Tuesday, April 14, 2015

Why You Should Take the Train

Like a sock in the eye, the piss stink.  The source was immediately evident: homeless guy, sleeping, his body taking up the entire row of seats but no one really wanted to sit next to him anyway.  I moved to the other side of the train car.  A woman next to me started spraying her wrist with cheap perfume in an effort to mask the odor, but as anyone could have told her, the new stink of her perfume only mixed with the piss smell creating a full assault on the senses.  After three sprays, someone asked her to stop.  The woman did not take it well. 

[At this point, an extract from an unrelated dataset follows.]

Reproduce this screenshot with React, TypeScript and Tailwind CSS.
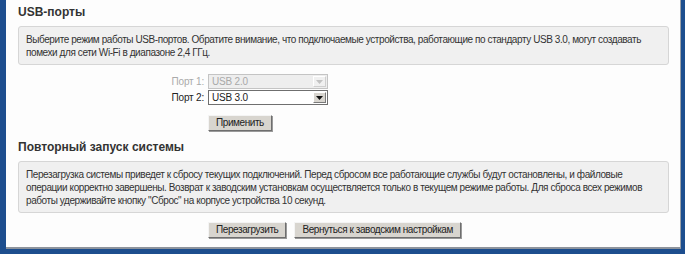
import React from "react";

const font = { fontFamily: '"Liberation Sans", Arial, sans-serif' };

function FakeSelect({ value, disabled }: { value: string; disabled?: boolean }) {
    return (
        <div
            className={`flex items-stretch w-[120px] h-[15px] border ${
                disabled ? "border-[#c4c4c4] bg-[#eeeeee] text-[#a9a9a9]" : "border-[#6f6f6f] bg-white text-[#222]"
            }`}
        >
            <div className="flex-1 pl-[3px] text-[10px] leading-[13px] tracking-[-0.2px]">{value}</div>
            <div
                className={`w-[13px] m-[1px] flex items-center justify-center border ${
                    disabled
                        ? "bg-[#f0f0f0] border-t-white border-l-white border-r-[#cfcfcf] border-b-[#cfcfcf]"
                        : "bg-[#d8d5cf] border-t-white border-l-white border-r-[#7a7a7a] border-b-[#7a7a7a]"
                }`}
            >
                <svg width="7" height="4" viewBox="0 0 7 4">
                    <path d="M0 0h7L3.5 4z" fill={disabled ? "#c2c2c2" : "#111"} />
                </svg>
            </div>
        </div>
    );
}

function Btn({ children }: { children: React.ReactNode }) {
    return (
        <button className="h-[16px] px-[7px] bg-[#d8d5cf] text-[10px] leading-[12px] tracking-[-0.42px] text-[#222] whitespace-nowrap border border-t-[#f4f4f4] border-l-[#f4f4f4] border-r-[#6e6e6e] border-b-[#6e6e6e] shadow-[1px_1px_0_#9a9a9a]">
            {children}
        </button>
    );
}

export default function App() {
    return (
        <div className="w-[685px] h-[254px] bg-[#1d4e8e] overflow-hidden pl-[6px]" style={font}>
            <div className="w-[675px] h-[249px] bg-[#fdfdfd] border-r border-b-2 border-r-[#9aa0a8] border-b-[#8d939c] pl-[12px] pr-[11px] pt-[4px] text-[#333]">
                {/* USB */}
                <h2 className="text-[12px] font-bold leading-[16px] text-[#333]">USB-порты</h2>
                <div className="mt-[6px] rounded-[3px] border border-[#d6d6d6] bg-[#f0f0f0] pl-[7px] pr-[8px] pt-[6px] pb-[5px] text-[10px] leading-[13px] tracking-[-0.42px] text-[#333] whitespace-nowrap">
                    Выберите режим работы USB-портов. Обратите внимание, что подключаемые устройства, работающие по стандарту USB 3.0, могут создавать
                    <br />
                    помехи для сети Wi-Fi в диапазоне 2,4 ГГц.
                </div>

                <div className="mt-[9px] flex flex-col gap-[1px] pl-[150px]">
                    <div className="flex items-center">
                        <span className="w-[40px] text-right pr-[4px] text-[10px] tracking-[-0.2px] whitespace-nowrap text-[#aaa]">Порт 1:</span>
                        <FakeSelect value="USB 2.0" disabled />
                    </div>
                    <div className="flex items-center">
                        <span className="w-[40px] text-right pr-[4px] text-[10px] tracking-[-0.2px] whitespace-nowrap text-[#222]">Порт 2:</span>
                        <FakeSelect value="USB 3.0" />
                    </div>
                    <div className="pl-[40px] mt-[9px] flex">
                        <Btn>Применить</Btn>
                    </div>
                </div>

                {/* Reboot */}
                <h2 className="mt-[8px] text-[12px] font-bold leading-[16px] text-[#333]">Повторный запуск системы</h2>
                <div className="mt-[6px] rounded-[3px] border border-[#d6d6d6] bg-[#f0f0f0] pl-[7px] pr-[8px] pt-[6px] pb-[5px] text-[10px] leading-[13px] tracking-[-0.42px] text-[#333] whitespace-nowrap">
                    Перезагрузка системы приведет к сбросу текущих подключений. Перед сбросом все работающие службы будут остановлены, и файловые
                    <br />
                    операции корректно завершены. Возврат к заводским установкам осуществляется только в текущем режиме работы. Для сброса всех режимов
                    <br />
                    работы удерживайте кнопку "Сброс" на корпусе устройства 10 секунд.
                </div>
                <div className="mt-[9px] flex gap-[8px] pl-[190px]">
                    <Btn>Перезагрузить</Btn>
                    <Btn>Вернуться к заводским настройкам</Btn>
                </div>
            </div>
        </div>
    );
}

Two stops into my commute, I heard a man talking to himself. It started as muttering but picked up between Chicago Ave. and Clark and Division.  By the time the subway turned into the El, he was screaming, laughing, raving.  His laughter sounded like how I used to imagine the Joker sounding when I read Batman comics as a kid, only more insane, like the Joker’s laugh while peaking on LSD and getting blown by Harley Quinn.  His gibberish was fairly unintelligible, though I managed to make out: “I like to eat the diarrhea!  Onions!  Garlic!  Taffy apple and farts!”  I’m 100% serious.  A few of his more bizarre vocal effects resembled the Boredoms records I loved in the ‘90s.  He gave everyone who walked past the finger, shaking his head back and forth and laughing that nightmare laugh. 

The woman next to me, still reeking of shitty perfume, started to mumble, “This sucks” and then “God as my witness…” I couldn't see any difference between her and the ranting loon.  Not true: I preferred the loon’s version of talking to himself.  It was fairly original, at least.  

The train reached Berwyn and the drunk came aboard.  He yelled at the sleeping homeless man, “Get up, buddy, you stink!” then walked to the other end (even booze couldn’t dull his senses that much).  The loon screamed, “SUCKADICK! SUCKADICK! SUCKADICK!”  The drunk replied: “Shit, a stinker and a fucking nut!”  I was more afraid of the drunk.  He looked angry.  And—far be it from me to judge—but what the hell was he doing getting that drunk at 4:00 PM? 

And you know what—it wasn’t the sleeping dude with the piss pants or the loon or the drunk that bugged me most.  It was the perfume sprayer and the few people who decided to commiserate with her: the suit wearing prick who said something like, “Why not go to a park and piss yourself.  Why did he have to board a train where people are trying to get home?” or the weird lady with the flying kitten spandex pants who kept rolling her eyes, or the college girls who giggled the entire time.  Fuck them.  At least the drunk knows he’s a drunk and the homeless guy… what choice does he have?  Guy’s gotta sleep somewhere.  Why not the train?  These oddballs are touched, to put it mildly.  They live lives we can’t possibly imagine.  They offend, sure.  They stink, they’re weird, and they challenge our fragile idea of normalcy.  But they’re interesting.  I wouldn’t want to spend any more time with them than I have to, but that goes for all the assholes on that train today.  And me?  Why the hell do I get to pass judgment?  I can be just as obnoxious as the next guy.  Just because I manage not to piss myself or scream at strangers doesn’t make me any better (well, not much) than anyone else on that train.  Who knows, any of us seemingly normal folks could someday be that weirdo on the train.


And that’s why you should always take public transportation: to remember that you are a few small tragedies away from being as crazy as the next asshole.